───── SOURCE DATA ─────

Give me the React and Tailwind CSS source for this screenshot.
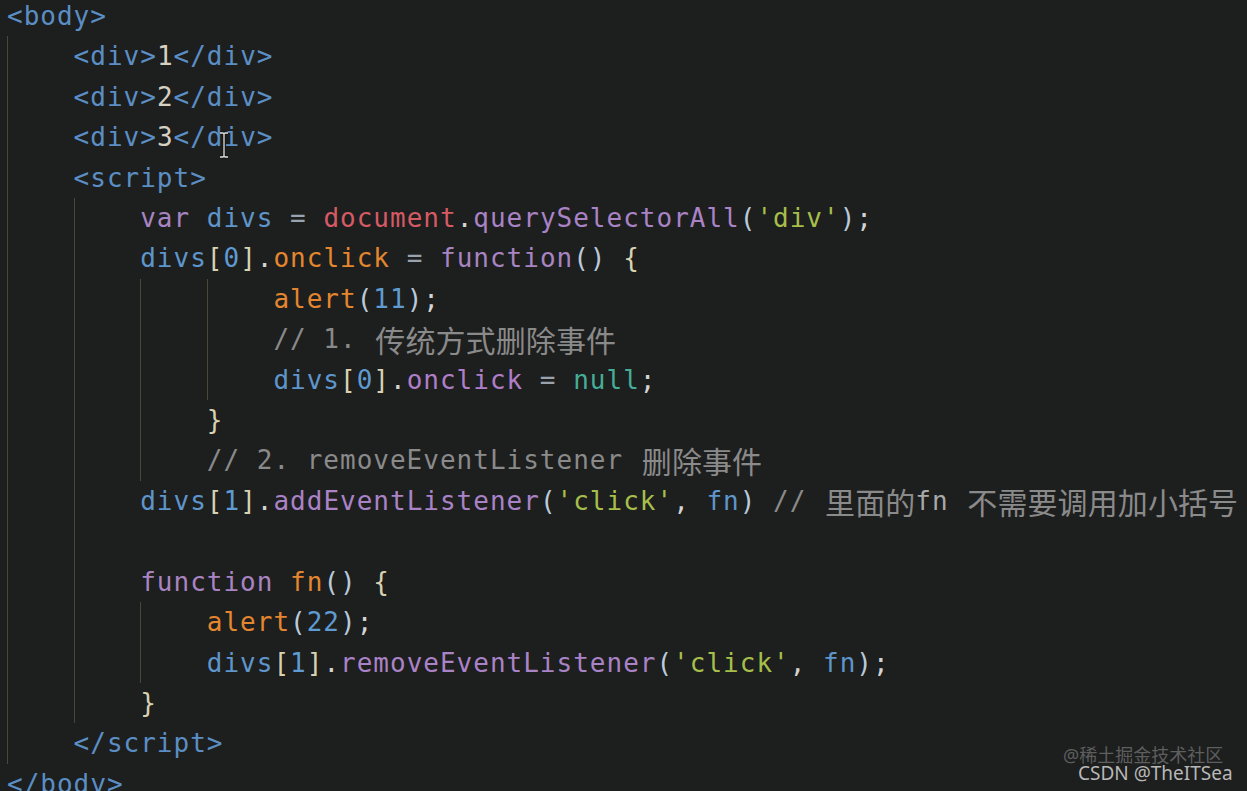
import React from "react";

const C = {
  tag: "text-[#5b8ec4]",
  txt: "text-[#d6d1c2]",
  kw: "text-[#a884c2]",
  vb: "text-[#5e95ca]",
  op: "text-[#9aa3ad]",
  doc: "text-[#d65a64]",
  fnc: "text-[#a983c6]",
  str: "text-[#a6be4a]",
  par: "text-[#b9cadb]",
  brk: "text-[#d8d2b2]",
  org: "text-[#e3862f]",
  num: "text-[#5f9bd2]",
  nul: "text-[#45ad96]",
  prp: "text-[#b07ec8]",
  cm: "text-[#8a8a8a]",
  cmb: "text-[#a8a8a8]",
  pun: "text-[#d4d4d4]",
};

const t = (c, s) => ({ c, s });
const k = (c, s) => ({ c, s, cjk: true });

const lines = [
  { i: 0, g: [], tk: [t(C.tag, "<body>")] },
  { i: 1, g: [0], tk: [t(C.tag, "<div>"), t(C.txt, "1"), t(C.tag, "</div>")] },
  { i: 1, g: [0], tk: [t(C.tag, "<div>"), t(C.txt, "2"), t(C.tag, "</div>")] },
  { i: 1, g: [0], tk: [t(C.tag, "<div>"), t(C.txt, "3"), t(C.tag, "</div>")] },
  { i: 1, g: [0], tk: [t(C.tag, "<script>")] },
  {
    i: 2,
    g: [0, 1],
    tk: [
      t(C.kw, "var "),
      t(C.vb, "divs"),
      t(C.op, " = "),
      t(C.doc, "document"),
      t(C.pun, "."),
      t(C.fnc, "querySelectorAll"),
      t(C.par, "("),
      t(C.str, "'div'"),
      t(C.par, ")"),
      t(C.pun, ";"),
    ],
  },
  {
    i: 2,
    g: [0, 1],
    tk: [
      t(C.vb, "divs"),
      t(C.brk, "["),
      t(C.num, "0"),
      t(C.brk, "]"),
      t(C.pun, "."),
      t(C.org, "onclick"),
      t(C.op, " = "),
      t(C.kw, "function"),
      t(C.par, "()"),
      t(C.pun, " "),
      t(C.brk, "{"),
    ],
  },
  {
    i: 4,
    g: [0, 1, 2, 3],
    tk: [t(C.org, "alert"), t(C.par, "("), t(C.num, "11"), t(C.par, ")"), t(C.pun, ";")],
  },
  { i: 4, g: [0, 1, 2, 3], tk: [t(C.cm, "// 1. "), k(C.cm, "传统方式删除事件")] },
  {
    i: 4,
    g: [0, 1, 2, 3],
    tk: [
      t(C.vb, "divs"),
      t(C.brk, "["),
      t(C.num, "0"),
      t(C.brk, "]"),
      t(C.pun, "."),
      t(C.prp, "onclick"),
      t(C.op, " = "),
      t(C.nul, "null"),
      t(C.pun, ";"),
    ],
  },
  { i: 3, g: [0, 1, 2], tk: [t(C.brk, "}")] },
  { i: 3, g: [0, 1, 2], tk: [t(C.cm, "// 2. removeEventListener "), k(C.cm, "删除事件")] },
  {
    i: 2,
    g: [0, 1],
    tk: [
      t(C.vb, "divs"),
      t(C.brk, "["),
      t(C.num, "1"),
      t(C.brk, "]"),
      t(C.pun, "."),
      t(C.fnc, "addEventListener"),
      t(C.par, "("),
      t(C.str, "'click'"),
      t(C.pun, ", "),
      t(C.vb, "fn"),
      t(C.par, ")"),
      t(C.cm, " // "),
      k(C.cm, "里面的"),
      t(C.cmb, "fn "),
      k(C.cm, "不需要调用加小括号"),
    ],
  },
  { i: 2, g: [0, 1], tk: [] },
  {
    i: 2,
    g: [0, 1],
    tk: [t(C.kw, "function "), t(C.org, "fn"), t(C.par, "()"), t(C.pun, " "), t(C.brk, "{")],
  },
  {
    i: 3,
    g: [0, 1, 2],
    tk: [t(C.org, "alert"), t(C.par, "("), t(C.num, "22"), t(C.par, ")"), t(C.pun, ";")],
  },
  {
    i: 3,
    g: [0, 1, 2],
    tk: [
      t(C.vb, "divs"),
      t(C.brk, "["),
      t(C.num, "1"),
      t(C.brk, "]"),
      t(C.pun, "."),
      t(C.fnc, "removeEventListener"),
      t(C.par, "("),
      t(C.str, "'click'"),
      t(C.pun, ", "),
      t(C.vb, "fn"),
      t(C.par, ")"),
      t(C.pun, ";"),
    ],
  },
  { i: 2, g: [0, 1], tk: [t(C.brk, "}")] },
  { i: 1, g: [0], tk: [t(C.tag, "</script>")] },
  { i: 0, g: [], tk: [t(C.tag, "</body>")] },
];

function Line({ line }) {
  const cells = [];
  for (let n = 0; n < line.i; n++) {
    cells.push(
      <span
        key={n}
        className={
          line.g.includes(n)
            ? "inline-block h-full w-[66.6px] shrink-0 border-l border-[#4a4838]"
            : "inline-block h-full w-[66.6px] shrink-0 border-l border-transparent"
        }
      />
    );
  }
  return (
    <div className="flex h-[40.42px] items-center whitespace-pre leading-[40.42px]">
      {cells}
      {line.tk.map((tok, j) =>
        tok.cjk ? (
          <span
            key={j}
            className={`${tok.c} ml-[2px] font-['Noto_Sans_CJK_SC',sans-serif] text-[30px] tracking-[0.1px]`}
          >
            {tok.s}
          </span>
        ) : (
          <span key={j} className={tok.c}>
            {tok.s}
          </span>
        )
      )}
    </div>
  );
}

export default function App() {
  return (
    <div className="relative h-[791px] w-[1247px] overflow-hidden bg-[#1d1e1e]">
      <div className="mt-[-4px] pl-[7px] font-['DejaVu_Sans_Mono',monospace] text-[26px] tracking-[1px]">
        {lines.map((l, idx) => (
          <Line key={idx} line={l} />
        ))}
      </div>

      {/* mouse I-beam cursor */}
      <svg
        className="absolute left-[217px] top-[131px]"
        width="14"
        height="28"
        viewBox="0 0 14 28"
      >
        <path
          d="M3 2 H6 Q7 2 7 4 V24 Q7 26 6 26 H3 M11 2 H8 Q7 2 7 4 M7 24 Q7 26 8 26 H11"
          stroke="#111"
          strokeWidth="3"
          fill="none"
        />
        <path
          d="M3 2 H6 Q7 2 7 4 V24 Q7 26 6 26 H3 M11 2 H8 Q7 2 7 4 M7 24 Q7 26 8 26 H11"
          stroke="#e6e6e6"
          strokeWidth="1.3"
          fill="none"
        />
      </svg>

      {/* watermarks */}
      <div className="absolute left-[1063px] top-[746px] font-['Noto_Sans','Noto_Sans_CJK_SC',sans-serif] text-[18px] leading-[18px] text-[#5e5e5e]">
        @稀土掘金技术社区
      </div>
      <div className="absolute left-[1078px] top-[764px] font-['Noto_Sans','Noto_Sans_CJK_SC',sans-serif] text-[19px] leading-[19px] text-[#b8b8b8]">
        CSDN @TheITSea
      </div>
    </div>
  );
}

─────

Transcribe the listing in full. Omit the pictures and keep every line exact.

RESPONSE TO THE EXERCISE:
Give me the React and Tailwind CSS source for this screenshot.
import React from "react";

const C = {
  tag: "text-[#5b8ec4]",
  txt: "text-[#d6d1c2]",
  kw: "text-[#a884c2]",
  vb: "text-[#5e95ca]",
  op: "text-[#9aa3ad]",
  doc: "text-[#d65a64]",
  fnc: "text-[#a983c6]",
  str: "text-[#a6be4a]",
  par: "text-[#b9cadb]",
  brk: "text-[#d8d2b2]",
  org: "text-[#e3862f]",
  num: "text-[#5f9bd2]",
  nul: "text-[#45ad96]",
  prp: "text-[#b07ec8]",
  cm: "text-[#8a8a8a]",
  cmb: "text-[#a8a8a8]",
  pun: "text-[#d4d4d4]",
};

const t = (c, s) => ({ c, s });
const k = (c, s) => ({ c, s, cjk: true });

const lines = [
  { i: 0, g: [], tk: [t(C.tag, "<body>")] },
  { i: 1, g: [0], tk: [t(C.tag, "<div>"), t(C.txt, "1"), t(C.tag, "</div>")] },
  { i: 1, g: [0], tk: [t(C.tag, "<div>"), t(C.txt, "2"), t(C.tag, "</div>")] },
  { i: 1, g: [0], tk: [t(C.tag, "<div>"), t(C.txt, "3"), t(C.tag, "</div>")] },
  { i: 1, g: [0], tk: [t(C.tag, "<script>")] },
  {
    i: 2,
    g: [0, 1],
    tk: [
      t(C.kw, "var "),
      t(C.vb, "divs"),
      t(C.op, " = "),
      t(C.doc, "document"),
      t(C.pun, "."),
      t(C.fnc, "querySelectorAll"),
      t(C.par, "("),
      t(C.str, "'div'"),
      t(C.par, ")"),
      t(C.pun, ";"),
    ],
  },
  {
    i: 2,
    g: [0, 1],
    tk: [
      t(C.vb, "divs"),
      t(C.brk, "["),
      t(C.num, "0"),
      t(C.brk, "]"),
      t(C.pun, "."),
      t(C.org, "onclick"),
      t(C.op, " = "),
      t(C.kw, "function"),
      t(C.par, "()"),
      t(C.pun, " "),
      t(C.brk, "{"),
    ],
  },
  {
    i: 4,
    g: [0, 1, 2, 3],
    tk: [t(C.org, "alert"), t(C.par, "("), t(C.num, "11"), t(C.par, ")"), t(C.pun, ";")],
  },
  { i: 4, g: [0, 1, 2, 3], tk: [t(C.cm, "// 1. "), k(C.cm, "传统方式删除事件")] },
  {
    i: 4,
    g: [0, 1, 2, 3],
    tk: [
      t(C.vb, "divs"),
      t(C.brk, "["),
      t(C.num, "0"),
      t(C.brk, "]"),
      t(C.pun, "."),
      t(C.prp, "onclick"),
      t(C.op, " = "),
      t(C.nul, "null"),
      t(C.pun, ";"),
    ],
  },
  { i: 3, g: [0, 1, 2], tk: [t(C.brk, "}")] },
  { i: 3, g: [0, 1, 2], tk: [t(C.cm, "// 2. removeEventListener "), k(C.cm, "删除事件")] },
  {
    i: 2,
    g: [0, 1],
    tk: [
      t(C.vb, "divs"),
      t(C.brk, "["),
      t(C.num, "1"),
      t(C.brk, "]"),
      t(C.pun, "."),
      t(C.fnc, "addEventListener"),
      t(C.par, "("),
      t(C.str, "'click'"),
      t(C.pun, ", "),
      t(C.vb, "fn"),
      t(C.par, ")"),
      t(C.cm, " // "),
      k(C.cm, "里面的"),
      t(C.cmb, "fn "),
      k(C.cm, "不需要调用加小括号"),
    ],
  },
  { i: 2, g: [0, 1], tk: [] },
  {
    i: 2,
    g: [0, 1],
    tk: [t(C.kw, "function "), t(C.org, "fn"), t(C.par, "()"), t(C.pun, " "), t(C.brk, "{")],
  },
  {
    i: 3,
    g: [0, 1, 2],
    tk: [t(C.org, "alert"), t(C.par, "("), t(C.num, "22"), t(C.par, ")"), t(C.pun, ";")],
  },
  {
    i: 3,
    g: [0, 1, 2],
    tk: [
      t(C.vb, "divs"),
      t(C.brk, "["),
      t(C.num, "1"),
      t(C.brk, "]"),
      t(C.pun, "."),
      t(C.fnc, "removeEventListener"),
      t(C.par, "("),
      t(C.str, "'click'"),
      t(C.pun, ", "),
      t(C.vb, "fn"),
      t(C.par, ")"),
      t(C.pun, ";"),
    ],
  },
  { i: 2, g: [0, 1], tk: [t(C.brk, "}")] },
  { i: 1, g: [0], tk: [t(C.tag, "</script>")] },
  { i: 0, g: [], tk: [t(C.tag, "</body>")] },
];

function Line({ line }) {
  const cells = [];
  for (let n = 0; n < line.i; n++) {
    cells.push(
      <span
        key={n}
        className={
          line.g.includes(n)
            ? "inline-block h-full w-[66.6px] shrink-0 border-l border-[#4a4838]"
            : "inline-block h-full w-[66.6px] shrink-0 border-l border-transparent"
        }
      />
    );
  }
  return (
    <div className="flex h-[40.42px] items-center whitespace-pre leading-[40.42px]">
      {cells}
      {line.tk.map((tok, j) =>
        tok.cjk ? (
          <span
            key={j}
            className={`${tok.c} ml-[2px] font-['Noto_Sans_CJK_SC',sans-serif] text-[30px] tracking-[0.1px]`}
          >
            {tok.s}
          </span>
        ) : (
          <span key={j} className={tok.c}>
            {tok.s}
          </span>
        )
      )}
    </div>
  );
}

export default function App() {
  return (
    <div className="relative h-[791px] w-[1247px] overflow-hidden bg-[#1d1e1e]">
      <div className="mt-[-4px] pl-[7px] font-['DejaVu_Sans_Mono',monospace] text-[26px] tracking-[1px]">
        {lines.map((l, idx) => (
          <Line key={idx} line={l} />
        ))}
      </div>

      {/* mouse I-beam cursor */}
      <svg
        className="absolute left-[217px] top-[131px]"
        width="14"
        height="28"
        viewBox="0 0 14 28"
      >
        <path
          d="M3 2 H6 Q7 2 7 4 V24 Q7 26 6 26 H3 M11 2 H8 Q7 2 7 4 M7 24 Q7 26 8 26 H11"
          stroke="#111"
          strokeWidth="3"
          fill="none"
        />
        <path
          d="M3 2 H6 Q7 2 7 4 V24 Q7 26 6 26 H3 M11 2 H8 Q7 2 7 4 M7 24 Q7 26 8 26 H11"
          stroke="#e6e6e6"
          strokeWidth="1.3"
          fill="none"
        />
      </svg>

      {/* watermarks */}
      <div className="absolute left-[1063px] top-[746px] font-['Noto_Sans','Noto_Sans_CJK_SC',sans-serif] text-[18px] leading-[18px] text-[#5e5e5e]">
        @稀土掘金技术社区
      </div>
      <div className="absolute left-[1078px] top-[764px] font-['Noto_Sans','Noto_Sans_CJK_SC',sans-serif] text-[19px] leading-[19px] text-[#b8b8b8]">
        CSDN @TheITSea
      </div>
    </div>
  );
}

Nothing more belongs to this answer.